The small specks and streaks of light amplified by the lens and visible around the edges of the image are distant, incredibly faint galaxies – some of the first that ever formed.

We couldn’t see these galaxies before now partially because of the expansion of the universe: the further away an object is, the faster it is moving away from us and the redder its light appears because of that motion. JWST’s predecessor, the Hubble Space Telescope, observes light mainly in visible wavelengths, but JWST uses infrared, allowing it to spot objects that appear so red that they’ve become invisible to Hubble.

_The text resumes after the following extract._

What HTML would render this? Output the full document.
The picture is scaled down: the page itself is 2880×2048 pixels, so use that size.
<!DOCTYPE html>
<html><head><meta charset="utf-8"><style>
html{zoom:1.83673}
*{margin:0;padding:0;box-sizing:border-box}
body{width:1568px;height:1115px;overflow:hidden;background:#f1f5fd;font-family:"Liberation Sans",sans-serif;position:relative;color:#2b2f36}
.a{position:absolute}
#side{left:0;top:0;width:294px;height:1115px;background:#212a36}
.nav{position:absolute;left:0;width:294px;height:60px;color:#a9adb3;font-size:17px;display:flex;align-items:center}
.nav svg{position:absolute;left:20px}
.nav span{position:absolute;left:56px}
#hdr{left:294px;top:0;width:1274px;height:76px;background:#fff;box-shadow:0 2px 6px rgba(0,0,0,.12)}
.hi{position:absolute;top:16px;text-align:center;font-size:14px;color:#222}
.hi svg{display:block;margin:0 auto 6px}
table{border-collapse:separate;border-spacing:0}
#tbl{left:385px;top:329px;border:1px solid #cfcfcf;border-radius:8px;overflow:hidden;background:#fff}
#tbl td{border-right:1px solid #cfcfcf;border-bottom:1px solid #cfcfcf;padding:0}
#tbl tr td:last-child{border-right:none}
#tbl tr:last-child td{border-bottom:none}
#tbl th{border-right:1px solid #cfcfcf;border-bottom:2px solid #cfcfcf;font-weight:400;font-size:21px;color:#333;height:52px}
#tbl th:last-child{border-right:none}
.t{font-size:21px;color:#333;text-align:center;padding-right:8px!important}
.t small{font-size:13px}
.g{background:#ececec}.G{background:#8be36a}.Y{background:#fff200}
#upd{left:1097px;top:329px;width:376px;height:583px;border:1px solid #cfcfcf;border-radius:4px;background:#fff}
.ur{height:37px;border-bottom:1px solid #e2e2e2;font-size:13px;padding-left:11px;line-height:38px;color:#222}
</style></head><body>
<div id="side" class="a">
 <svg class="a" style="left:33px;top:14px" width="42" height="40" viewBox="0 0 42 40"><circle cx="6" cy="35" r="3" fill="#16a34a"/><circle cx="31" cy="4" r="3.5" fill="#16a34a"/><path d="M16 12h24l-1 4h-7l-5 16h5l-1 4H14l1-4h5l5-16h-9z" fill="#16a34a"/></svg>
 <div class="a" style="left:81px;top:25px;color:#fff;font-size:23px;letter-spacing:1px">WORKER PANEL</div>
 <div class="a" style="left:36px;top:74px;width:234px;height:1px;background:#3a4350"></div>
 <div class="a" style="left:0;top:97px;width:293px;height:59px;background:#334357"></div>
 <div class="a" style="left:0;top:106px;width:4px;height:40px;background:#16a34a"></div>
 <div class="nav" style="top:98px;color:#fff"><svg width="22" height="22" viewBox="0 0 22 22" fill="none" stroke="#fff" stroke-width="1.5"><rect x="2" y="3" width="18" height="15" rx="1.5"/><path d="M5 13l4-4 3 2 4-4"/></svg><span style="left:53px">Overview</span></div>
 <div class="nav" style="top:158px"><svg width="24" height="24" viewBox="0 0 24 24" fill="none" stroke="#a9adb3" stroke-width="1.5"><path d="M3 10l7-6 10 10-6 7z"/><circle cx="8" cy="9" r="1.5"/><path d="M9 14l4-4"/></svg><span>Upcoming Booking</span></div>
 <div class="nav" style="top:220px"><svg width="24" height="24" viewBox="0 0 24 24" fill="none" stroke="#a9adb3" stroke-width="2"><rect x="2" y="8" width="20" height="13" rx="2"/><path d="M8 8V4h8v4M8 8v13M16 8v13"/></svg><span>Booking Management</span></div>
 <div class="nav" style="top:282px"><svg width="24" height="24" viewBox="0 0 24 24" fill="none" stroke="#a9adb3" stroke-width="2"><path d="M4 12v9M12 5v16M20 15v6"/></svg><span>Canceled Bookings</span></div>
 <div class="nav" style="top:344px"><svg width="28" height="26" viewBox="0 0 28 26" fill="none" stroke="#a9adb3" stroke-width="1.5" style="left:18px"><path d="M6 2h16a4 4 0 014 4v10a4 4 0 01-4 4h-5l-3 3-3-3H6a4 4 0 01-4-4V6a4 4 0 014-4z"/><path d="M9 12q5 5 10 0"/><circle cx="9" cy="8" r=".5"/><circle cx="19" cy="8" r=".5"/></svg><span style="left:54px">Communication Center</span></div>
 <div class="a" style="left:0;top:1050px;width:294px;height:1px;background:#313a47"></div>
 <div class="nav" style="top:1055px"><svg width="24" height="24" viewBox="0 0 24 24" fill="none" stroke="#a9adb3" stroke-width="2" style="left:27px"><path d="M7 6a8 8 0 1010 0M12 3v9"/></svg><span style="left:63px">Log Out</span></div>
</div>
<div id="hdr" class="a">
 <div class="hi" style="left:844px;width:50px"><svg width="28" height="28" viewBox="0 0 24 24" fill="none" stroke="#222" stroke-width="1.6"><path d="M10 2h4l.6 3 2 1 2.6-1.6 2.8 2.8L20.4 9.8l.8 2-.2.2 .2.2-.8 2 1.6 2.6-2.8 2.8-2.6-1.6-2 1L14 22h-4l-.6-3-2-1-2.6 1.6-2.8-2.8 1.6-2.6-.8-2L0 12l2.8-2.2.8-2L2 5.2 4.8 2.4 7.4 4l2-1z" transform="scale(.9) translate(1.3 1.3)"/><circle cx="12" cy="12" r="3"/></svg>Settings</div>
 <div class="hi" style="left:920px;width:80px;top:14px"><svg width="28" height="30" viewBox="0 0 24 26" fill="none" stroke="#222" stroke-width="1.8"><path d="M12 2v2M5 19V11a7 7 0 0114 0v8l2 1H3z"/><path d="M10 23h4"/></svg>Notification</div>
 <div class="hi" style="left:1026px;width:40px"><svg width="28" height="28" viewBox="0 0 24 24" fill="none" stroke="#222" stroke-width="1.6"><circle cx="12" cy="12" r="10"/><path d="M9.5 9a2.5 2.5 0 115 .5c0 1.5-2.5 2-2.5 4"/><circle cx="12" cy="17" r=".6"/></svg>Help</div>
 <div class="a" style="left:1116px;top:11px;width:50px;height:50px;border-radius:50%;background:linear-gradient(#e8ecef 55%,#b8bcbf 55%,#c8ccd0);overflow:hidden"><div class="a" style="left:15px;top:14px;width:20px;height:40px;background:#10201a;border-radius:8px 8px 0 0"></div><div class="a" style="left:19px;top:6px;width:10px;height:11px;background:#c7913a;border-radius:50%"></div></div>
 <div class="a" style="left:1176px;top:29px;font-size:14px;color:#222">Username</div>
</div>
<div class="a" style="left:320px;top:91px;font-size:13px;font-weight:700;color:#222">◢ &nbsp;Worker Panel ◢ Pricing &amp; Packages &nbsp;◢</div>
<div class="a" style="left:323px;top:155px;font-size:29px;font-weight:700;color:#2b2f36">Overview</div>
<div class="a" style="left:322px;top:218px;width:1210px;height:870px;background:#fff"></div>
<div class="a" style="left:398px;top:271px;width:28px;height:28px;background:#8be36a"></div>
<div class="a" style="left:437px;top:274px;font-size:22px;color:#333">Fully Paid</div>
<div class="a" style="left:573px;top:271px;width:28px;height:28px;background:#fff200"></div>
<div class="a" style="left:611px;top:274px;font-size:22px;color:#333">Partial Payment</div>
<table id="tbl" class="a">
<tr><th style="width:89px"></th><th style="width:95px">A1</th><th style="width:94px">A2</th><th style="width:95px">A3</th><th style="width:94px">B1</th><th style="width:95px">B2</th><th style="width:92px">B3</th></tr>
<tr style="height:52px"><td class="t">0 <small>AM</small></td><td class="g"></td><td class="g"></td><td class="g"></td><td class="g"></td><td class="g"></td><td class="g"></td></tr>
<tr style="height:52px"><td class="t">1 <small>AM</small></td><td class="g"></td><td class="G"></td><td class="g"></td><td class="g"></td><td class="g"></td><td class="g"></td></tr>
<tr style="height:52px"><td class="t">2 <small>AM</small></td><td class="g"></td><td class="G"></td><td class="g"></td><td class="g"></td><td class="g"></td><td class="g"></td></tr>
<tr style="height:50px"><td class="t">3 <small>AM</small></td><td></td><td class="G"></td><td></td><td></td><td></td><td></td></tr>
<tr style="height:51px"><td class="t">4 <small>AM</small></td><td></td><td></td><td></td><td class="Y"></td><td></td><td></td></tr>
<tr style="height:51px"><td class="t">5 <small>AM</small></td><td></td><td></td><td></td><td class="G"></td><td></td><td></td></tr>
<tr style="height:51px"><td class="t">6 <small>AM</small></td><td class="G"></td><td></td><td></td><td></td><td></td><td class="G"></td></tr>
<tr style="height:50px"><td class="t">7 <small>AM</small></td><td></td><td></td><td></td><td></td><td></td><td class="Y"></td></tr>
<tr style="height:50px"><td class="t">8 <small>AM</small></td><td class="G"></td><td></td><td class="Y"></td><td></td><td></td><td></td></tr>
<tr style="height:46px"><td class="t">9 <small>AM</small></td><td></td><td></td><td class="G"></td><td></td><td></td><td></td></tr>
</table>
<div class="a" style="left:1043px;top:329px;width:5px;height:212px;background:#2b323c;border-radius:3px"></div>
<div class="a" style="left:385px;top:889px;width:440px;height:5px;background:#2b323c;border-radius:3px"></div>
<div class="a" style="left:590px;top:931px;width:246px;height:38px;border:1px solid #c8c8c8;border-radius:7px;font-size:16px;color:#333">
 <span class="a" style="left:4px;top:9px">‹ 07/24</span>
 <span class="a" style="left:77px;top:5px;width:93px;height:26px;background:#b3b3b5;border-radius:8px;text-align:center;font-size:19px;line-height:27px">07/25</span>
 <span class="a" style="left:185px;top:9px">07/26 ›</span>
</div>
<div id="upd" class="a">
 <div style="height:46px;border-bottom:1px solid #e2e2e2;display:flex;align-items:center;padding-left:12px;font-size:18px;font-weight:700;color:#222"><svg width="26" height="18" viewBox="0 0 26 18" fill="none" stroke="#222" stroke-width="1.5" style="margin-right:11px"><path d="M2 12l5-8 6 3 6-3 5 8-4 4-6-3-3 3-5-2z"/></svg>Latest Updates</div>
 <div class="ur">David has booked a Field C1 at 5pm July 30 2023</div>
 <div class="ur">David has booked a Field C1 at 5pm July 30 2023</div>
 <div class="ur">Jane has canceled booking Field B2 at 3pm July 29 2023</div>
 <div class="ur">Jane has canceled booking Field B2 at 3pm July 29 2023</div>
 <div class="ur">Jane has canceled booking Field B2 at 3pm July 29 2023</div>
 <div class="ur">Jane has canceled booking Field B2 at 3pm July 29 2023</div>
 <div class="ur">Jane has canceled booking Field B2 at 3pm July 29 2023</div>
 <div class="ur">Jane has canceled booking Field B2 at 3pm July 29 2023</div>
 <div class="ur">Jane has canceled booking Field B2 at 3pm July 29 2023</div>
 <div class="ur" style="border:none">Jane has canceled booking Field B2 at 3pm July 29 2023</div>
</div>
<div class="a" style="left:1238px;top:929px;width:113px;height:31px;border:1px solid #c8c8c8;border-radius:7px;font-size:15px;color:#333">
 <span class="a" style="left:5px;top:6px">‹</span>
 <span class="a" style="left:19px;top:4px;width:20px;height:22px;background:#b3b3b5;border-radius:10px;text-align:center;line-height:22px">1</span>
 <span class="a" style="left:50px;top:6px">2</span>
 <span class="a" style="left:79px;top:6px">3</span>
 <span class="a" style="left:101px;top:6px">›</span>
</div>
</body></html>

“We think that when stars form from primordial material in the distant universe, they form in a very different way, but we’ve never really observed that before,” says Stephen Wilkins at the University of Sussex in the UK. “There’s a lot of crucial physics there that we don’t know anything about.”

Understanding the formation of these early stars and galaxies could also help solve the mystery of how the seeds of supermassive black holes form.

This first image is a tantalising hint of what’s to come from JWST, in the form of both more pictures and detailed observations of the universe. In the coming weeks, the floodgates of JWST science are set to open and transform our understanding of the cosmos.

“All the data we’ve seen before now has just shown that it’s actually working – but the data today and tomorrow is the first data that we can potentially do science on, and very soon we’ll get data that we can definitely do science on,” says Wilkins.